• _WHAT IS NEEDED_
Pull each line containing "screenshot" out of the data and copy it.

──────

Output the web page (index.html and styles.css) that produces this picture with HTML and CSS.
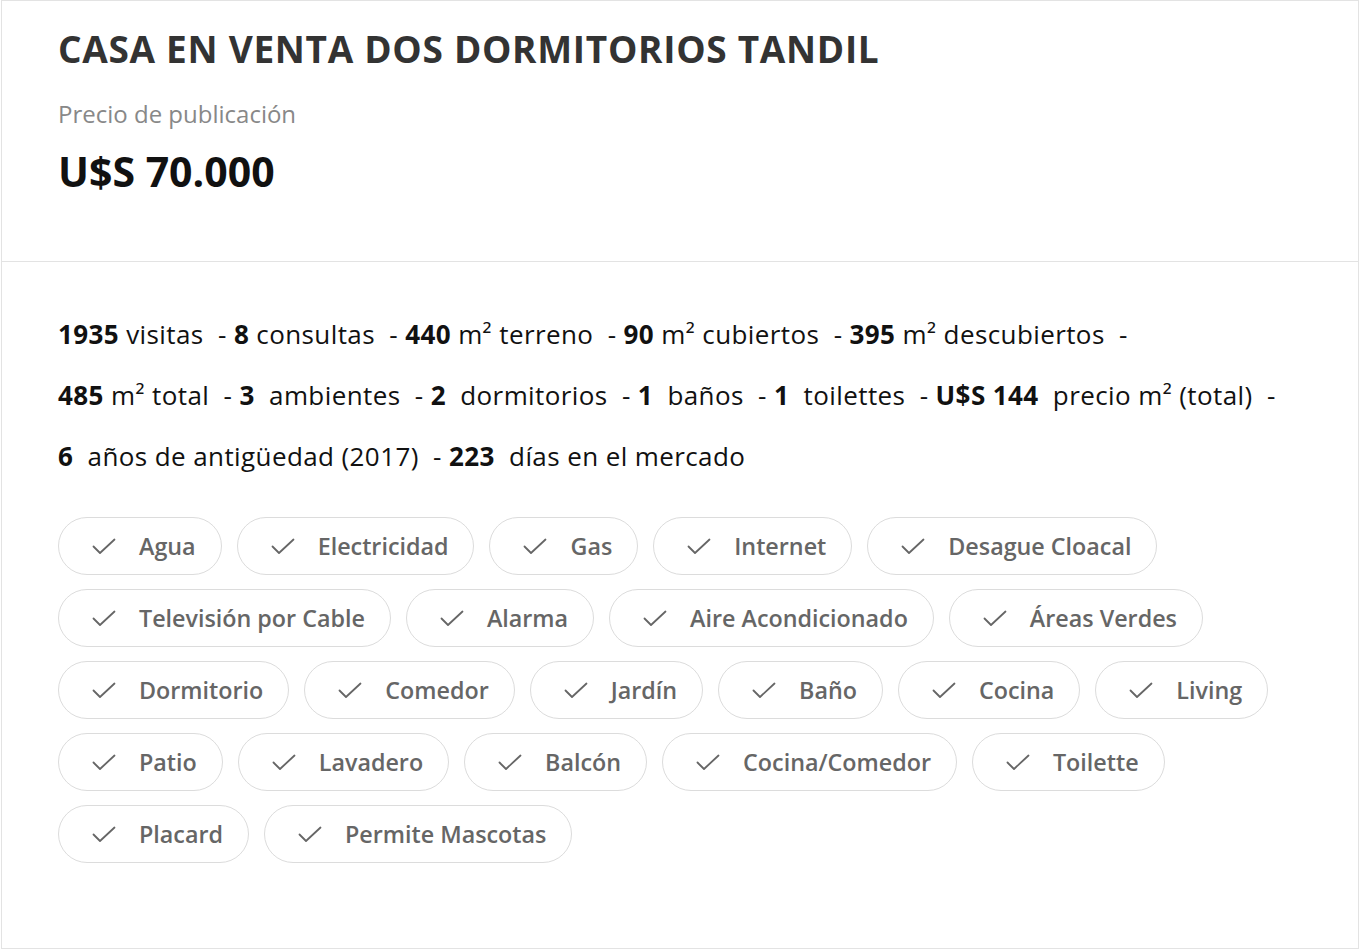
FILE: index.html
```html
<!DOCTYPE html>
<html>
<head>
  <meta charset="utf-8">
  <title>Casa en venta dos dormitorios Tandil</title>
  <link rel="stylesheet" href="styles.css">
</head>
<body>
  <div class="card">
    <div class="card-head">
      <h1>CASA EN VENTA DOS DORMITORIOS TANDIL</h1>
      <p class="price-label">Precio de publicación</p>
      <p class="price">U$S 70.000</p>
    </div>

    <div class="card-body">
      <p class="stats">
        <b>1935</b> visitas &nbsp;- <b>8</b> consultas &nbsp;- <b>440</b> m² terreno &nbsp;- <b>90</b> m² cubiertos &nbsp;- <b>395</b> m² descubiertos &nbsp;-
      </p>
      <p class="stats">
        <b>485</b> m² total &nbsp;- <b>3</b>&nbsp; ambientes &nbsp;- <b>2</b>&nbsp; dormitorios &nbsp;- <b>1</b>&nbsp; baños &nbsp;- <b>1</b>&nbsp; toilettes &nbsp;- <b>U$S 144</b>&nbsp; precio m² (total) &nbsp;-
      </p>
      <p class="stats">
        <b>6</b>&nbsp; años de antigüedad (2017) &nbsp;- <b>223</b>&nbsp; días en el mercado
      </p>

      <ul class="features" id="features"></ul>
    </div>
  </div>

  <script>
    const features = [
      'Agua', 'Electricidad', 'Gas', 'Internet', 'Desague Cloacal',
      'Televisión por Cable', 'Alarma', 'Aire Acondicionado', 'Áreas Verdes',
      'Dormitorio', 'Comedor', 'Jardín', 'Baño', 'Cocina', 'Living',
      'Patio', 'Lavadero', 'Balcón', 'Cocina/Comedor', 'Toilette',
      'Placard', 'Permite Mascotas'
    ];

    const list = document.getElementById('features');
    features.forEach(name => {
      const li = document.createElement('li');
      li.className = 'feature';
      li.innerHTML = '<svg class="check" width="24" height="17" viewBox="0 0 24 17">' +
        '<polyline points="1.5,8.5 8,15 22.5,1.5" fill="none" stroke="#666" stroke-width="1.8" stroke-linecap="round" stroke-linejoin="round"/></svg>' +
        '<span>' + name + '</span>';
      list.appendChild(li);
    });
  </script>
</body>
</html>
```

FILE: styles.css
```css
body {
  margin: 0;
  background: #fff;
  font-family: "Open Sans", "Noto Sans", sans-serif;
  color: #111;
}

.card {
  border: 1px solid #e3e3e3;
  margin-left: 1px;
  height: 949px;
  box-sizing: border-box;
}

.card-head {
  padding: 25px 56px 0;
  height: 261px;
  box-sizing: border-box;
  border-bottom: 1px solid #e3e3e3;
}

h1 {
  margin: 0;
  font-size: 37px;
  font-weight: 700;
  color: #333;
  letter-spacing: 0.7px;
  line-height: 46px;
}

.price-label {
  margin: 26px 0 0;
  font-size: 24px;
  color: #888;
  line-height: 32px;
}

.price {
  margin: 16px 0 0;
  font-size: 41px;
  font-weight: 700;
  color: #111;
  line-height: 50px;
}

.card-body {
  padding: 42px 56px 0;
}

.stats {
  margin: 0;
  font-size: 26px;
  line-height: 61px;
  letter-spacing: 0.4px;
  color: #111;
  white-space: nowrap;
}

.stats b {
  font-weight: 700;
}

.features {
  list-style: none;
  margin: 30px 0 0;
  padding: 0;
  display: flex;
  flex-wrap: wrap;
  gap: 14px 15px;
  max-width: 1230px;
}

.feature {
  display: flex;
  align-items: center;
  gap: 23px;
  height: 58px;
  box-sizing: border-box;
  padding: 0 25px 0 33px;
  border: 1px solid #dcdcdc;
  border-radius: 29px;
  font-size: 23.3px;
  font-weight: 600;
  color: #666;
}

.check {
  flex-shrink: 0;
}
```
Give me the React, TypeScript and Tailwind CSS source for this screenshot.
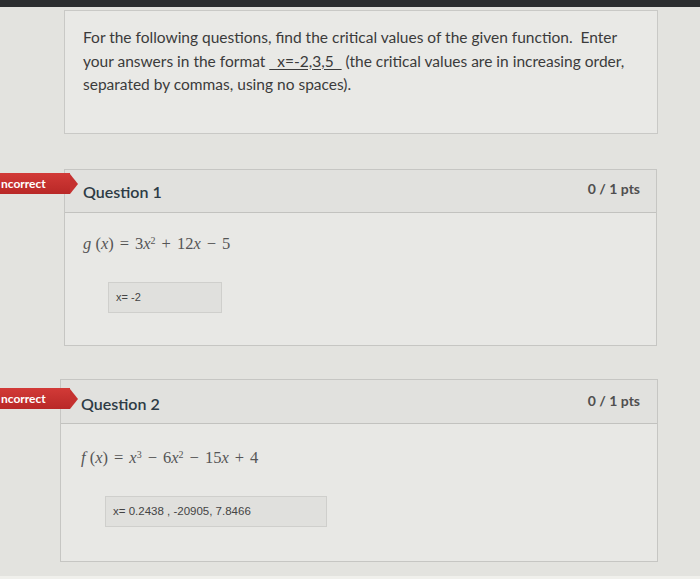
import React from 'react';

const lato = { fontFamily: 'Lato, "Open Sans", sans-serif' };
const mathFont = { fontFamily: '"Liberation Serif", "DejaVu Serif", serif', fontSize: 16.5, lineHeight: '22px' };
const answerFont = { fontFamily: '"Liberation Sans", Arial, sans-serif' };

const Tag: React.FC<{ top: string }> = ({ top }) => (
  <div className={`absolute left-0 ${top} flex h-[21px] items-center`}>
    <div className="flex h-full w-[70px] items-center bg-gradient-to-b from-[#d23a37] to-[#b92827] pl-[1px]">
      <span className="text-[12px] font-bold text-white" style={lato}>ncorrect</span>
    </div>
    <div className="h-0 w-0 border-y-[10.5px] border-l-[8px] border-y-transparent border-l-[#c53130]" />
  </div>
);

const Var: React.FC<{ children: React.ReactNode }> = ({ children }) => (
  <i className="italic">{children}</i>
);

const Op: React.FC<{ children: React.ReactNode }> = ({ children }) => (
  <span className="mx-[6px]">{children}</span>
);

const App: React.FC = () => {
  return (
    <div className="relative h-[579px] w-[700px] overflow-hidden bg-[#e3e3df]" style={lato}>
      <div className="h-[7px] bg-[#2c2e30]" />

      {/* intro box */}
      <div className="ml-[64px] mt-[3px] h-[124px] w-[594px] border border-[#c9c9c6] bg-[#e9e9e6] pl-[18px] pt-[15px]">
        <p className="text-[15.5px] leading-[23.5px] text-[#3b3b3b]">
          For the following questions, find the critical values of the given function.&nbsp; Enter
          <br />
          your answers in the format <span className="underline decoration-[#3b3b3b] underline-offset-2">&nbsp;&nbsp;x=-2,3,5&nbsp;&nbsp;</span> (the critical values are in increasing order,
          <br />
          separated by commas, using no spaces).
        </p>
      </div>

      {/* question 1 */}
      <div className="ml-[64px] mt-[35px] h-[177px] w-[593px] border border-[#c6c6c3] bg-[#e8e8e5]">
        <div className="flex h-[43px] items-center justify-between border-b border-[#c2c2bf] bg-[#e1e1de] pl-[18px] pr-[16px]">
          <span className="mt-[1px] text-[16px] font-semibold text-[#2d3b45]">Question 1</span>
          <span className="mb-[6px] text-[14px] font-bold text-[#4f4f4f]">0 / 1 pts</span>
        </div>
        <div className="pl-[18px] pt-[20px]">
          <div className="text-[#555]" style={mathFont}>
            <Var>g</Var> (<Var>x</Var>)<Op>=</Op>3<Var>x</Var><sup className="text-[10px]">2</sup><Op>+</Op>12<Var>x</Var><Op>−</Op>5
          </div>
          <div className="ml-[25px] mt-[27px] flex h-[31px] w-[114px] items-center border border-[#cfcfcc] bg-[#e0e0dd] pl-[7px]">
            <span className="text-[11px] text-[#444]" style={answerFont}>x= -2</span>
          </div>
        </div>
      </div>

      {/* question 2 */}
      <div className="ml-[60px] mt-[33px] h-[183px] w-[598px] border border-[#c6c6c3] bg-[#e8e8e5]">
        <div className="flex h-[44px] items-center justify-between border-b border-[#c2c2bf] bg-[#e1e1de] pl-[20px] pr-[17px]">
          <span className="mt-[4px] text-[16px] font-semibold text-[#2d3b45]">Question 2</span>
          <span className="mb-[2px] text-[14px] font-bold text-[#4f4f4f]">0 / 1 pts</span>
        </div>
        <div className="pl-[20px] pt-[23px]">
          <div className="text-[#555]" style={mathFont}>
            <Var>f</Var> (<Var>x</Var>)<Op>=</Op><Var>x</Var><sup className="text-[10px]">3</sup><Op>−</Op>6<Var>x</Var><sup className="text-[10px]">2</sup><Op>−</Op>15<Var>x</Var><Op>+</Op>4
          </div>
          <div className="ml-[24px] mt-[27px] flex h-[31px] w-[222px] items-center border border-[#cfcfcc] bg-[#e0e0dd] pl-[7px]">
            <span className="text-[11.5px] text-[#444]" style={answerFont}>x= 0.2438 , -20905, 7.8466</span>
          </div>
        </div>
      </div>

      <Tag top="top-[173px]" />
      <Tag top="top-[388px]" />

      <div className="absolute bottom-0 left-0 h-[3px] w-full bg-[#f0f0ec]" />
    </div>
  );
};

export default App;
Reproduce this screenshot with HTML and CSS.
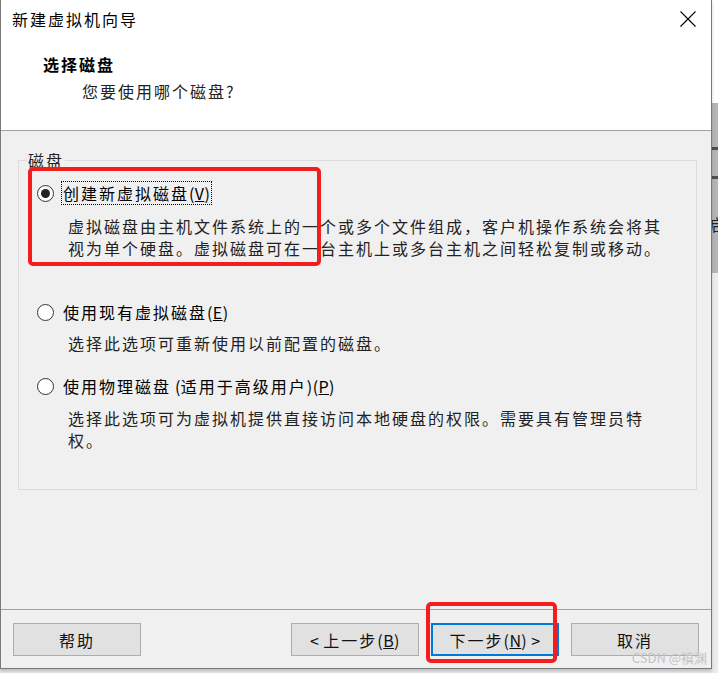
FILE: index.html
```html
<!DOCTYPE html>
<html lang="zh-CN">
<head>
<meta charset="utf-8">
<title>新建虚拟机向导</title>
<link rel="stylesheet" href="styles.css">
</head>
<body>
<div class="screen">
  <div class="window">
    <div class="header">
      <div class="titlebar">
        <span class="title">新建虚拟机向导</span>
        <svg class="close" width="16" height="16" viewBox="0 0 16 16"><path d="M0.5 0.5 L15.5 15.5 M15.5 0.5 L0.5 15.5" stroke="#000" stroke-width="1.1" fill="none"/></svg>
      </div>
      <div class="heading">选择磁盘</div>
      <div class="subheading">您要使用哪个磁盘<span class="lat">?</span></div>
    </div>
    <div class="content">
      <fieldset class="group">
        <legend class="legend">磁盘</legend>
        <div class="row row-1">
          <span class="radio checked"></span>
          <span class="label focus">创建新虚拟磁盘<span class="lat">(<u>V</u>)</span></span>
        </div>
        <div class="desc desc-1">
          <div class="line">虚拟磁盘由主机文件系统上的一个或多个文件组成，客户机操作系统会将其</div>
          <div class="line">视为单个硬盘。虚拟磁盘可在一台主机上或多台主机之间轻松复制或移动。</div>
        </div>
        <div class="row row-2">
          <span class="radio"></span>
          <span class="label">使用现有虚拟磁盘<span class="lat">(<u>E</u>)</span></span>
        </div>
        <div class="desc desc-2">
          <div class="line">选择此选项可重新使用以前配置的磁盘。</div>
        </div>
        <div class="row row-3">
          <span class="radio"></span>
          <span class="label">使用物理磁盘<span class="lat"> (</span>适用于高级用户<span class="lat">)(<u>P</u>)</span></span>
        </div>
        <div class="desc desc-3">
          <div class="line">选择此选项可为虚拟机提供直接访问本地硬盘的权限。需要具有管理员特</div>
          <div class="line">权。</div>
        </div>
      </fieldset>
    </div>
    <div class="footer">
      <button class="btn">帮助</button>
      <span class="spacer"></span>
      <button class="btn"><span class="lat">&lt; </span>上一步<span class="lat">(<u>B</u>)</span></button>
      <button class="btn btn-default">下一步<span class="lat">(<u>N</u>) &gt;</span></button>
      <button class="btn">取消</button>
    </div>
    <div class="mark mark-1"></div>
    <div class="mark mark-2"></div>
    <div class="watermark">CSDN @禛渊</div>
  </div>
  <div class="desk">
    <div class="desk-top"></div>
    <div class="desk-mid">
      <div class="desk-bar bar-1"></div>
      <div class="desk-bar bar-2"></div>
      <div class="desk-glyph">启</div>
    </div>
    <div class="desk-bottom"></div>
  </div>
</div>
</body>
</html>
```

FILE: styles.css
```css
* { box-sizing: border-box; }

html, body {
  margin: 0;
  padding: 0;
}

body {
  width: 718px;
  height: 673px;
  overflow: hidden;
  background: #e6e6e6;
  font-family: "Noto Sans CJK SC", "Liberation Sans", sans-serif;
  font-size: 16px;
  line-height: 22px;
  letter-spacing: 2px;
  color: #111;
}

.lat {
  letter-spacing: 0.4px;
}

.screen {
  display: flex;
  width: 718px;
  height: 673px;
}

.window {
  position: relative;
  width: 712px;
  height: 669px;
  flex: none;
  display: flex;
  flex-direction: column;
  background: #f0f0f0;
  border-left: 1px solid #7a7a7a;
  border-right: 1px solid #7a7a7a;
  border-bottom: 1px solid #7a7a7a;
  box-shadow: 0 2px 3px rgba(0,0,0,0.18);
}

/* header */
.header {
  height: 131px;
  flex: none;
  background: #fff;
  border-bottom: 1px solid #a0a0a0;
}

.titlebar {
  height: 38px;
  display: flex;
  align-items: center;
  justify-content: space-between;
  padding: 0 15px 0 11px;
}

.title {
  color: #000;
}

.close {
  display: block;
  margin-top: -1px;
}

.heading {
  margin: 15px 0 0 42px;
  font-weight: bold;
  color: #000;
}

.subheading {
  margin: 5px 0 0 81px;
  color: #222;
}

/* content */
.content {
  flex: 1;
  padding: 18px 14px 0 17px;
}

.group {
  margin: 0;
  height: 341px;
  padding: 0 0 0 18px;
  border: 1px solid #dcdcdc;
  min-width: 0;
}

.legend {
  margin-left: -10px;
  padding: 0 1px;
  line-height: 22px;
  color: #222;
}

.row {
  display: flex;
  align-items: center;
  height: 22px;
}

.row-1 { margin-top: 11px; }
.row-2 { margin-top: 42px; }
.row-3 { margin-top: 21px; }

.radio {
  width: 17px;
  height: 17px;
  flex: none;
  border: 1.4px solid #333;
  border-radius: 50%;
  background: #fff;
  display: flex;
  align-items: center;
  justify-content: center;
}

.radio.checked::after {
  content: "";
  width: 9px;
  height: 9px;
  border-radius: 50%;
  background: #222;
}

.label {
  margin-left: 8px;
  padding: 0 1px;
  color: #000;
  white-space: nowrap;
}

.label.focus {
  outline: 1px dotted #000;
  outline-offset: 0;
}

.desc {
  margin: 0 0 0 31px;
  white-space: nowrap;
  color: #222;
}

.line {
  height: 22px;
}

.desc-1 { margin-top: 11px; }
.desc-2 { margin-top: 9px; }
.desc-3 { margin-top: 10px; }

/* footer */
.footer {
  flex: none;
  height: 59px;
  border-top: 1px solid #a0a0a0;
  display: flex;
  align-items: flex-start;
  gap: 12px;
  padding: 13px 12px 12px 12px;
}

.spacer { flex: 1; }

.btn {
  width: 128px;
  height: 33px;
  padding: 0;
  background: #e1e1e1;
  border: 1px solid #adadad;
  font: inherit;
  letter-spacing: inherit;
  color: #111;
  line-height: 22px;
}

.btn-default {
  border: 2px solid #0078d7;
}

/* annotation marks */
.mark {
  position: absolute;
  border: 4px solid #f21e1e;
  border-radius: 5px;
}

.mark-1 {
  left: 27px;
  top: 167px;
  width: 293px;
  height: 99px;
}

.mark-2 {
  left: 425px;
  top: 602px;
  width: 131px;
  height: 61px;
}

.watermark {
  position: absolute;
  right: 4px;
  bottom: 3px;
  font-size: 13px;
  line-height: 15px;
  letter-spacing: 0;
  color: #c4c4c4;
}

/* desktop strip on the right */
.desk {
  flex: 1;
  display: flex;
  flex-direction: column;
  height: 673px;
  overflow: hidden;
}

.desk-top {
  height: 103px;
  background: #fff;
}

.desk-mid {
  height: 170px;
  background: #b4b4b4;
  display: flex;
  flex-direction: column;
  overflow: hidden;
}

.desk-bar {
  height: 3px;
  flex: none;
  background: #4c5056;
}

.bar-1 { margin-top: 44px; }
.bar-2 { margin-top: 26px; }

.desk-glyph {
  margin-top: 36px;
  margin-left: -3px;
  font-size: 16px;
  line-height: 18px;
  letter-spacing: 0;
  color: #222;
}

.desk-bottom {
  flex: 1;
  background: #ececec;
}
```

──────

• _ANSWER BELOW_
Give me the React, TypeScript and Tailwind CSS source for this screenshot.
Reproduce this screenshot with HTML and CSS.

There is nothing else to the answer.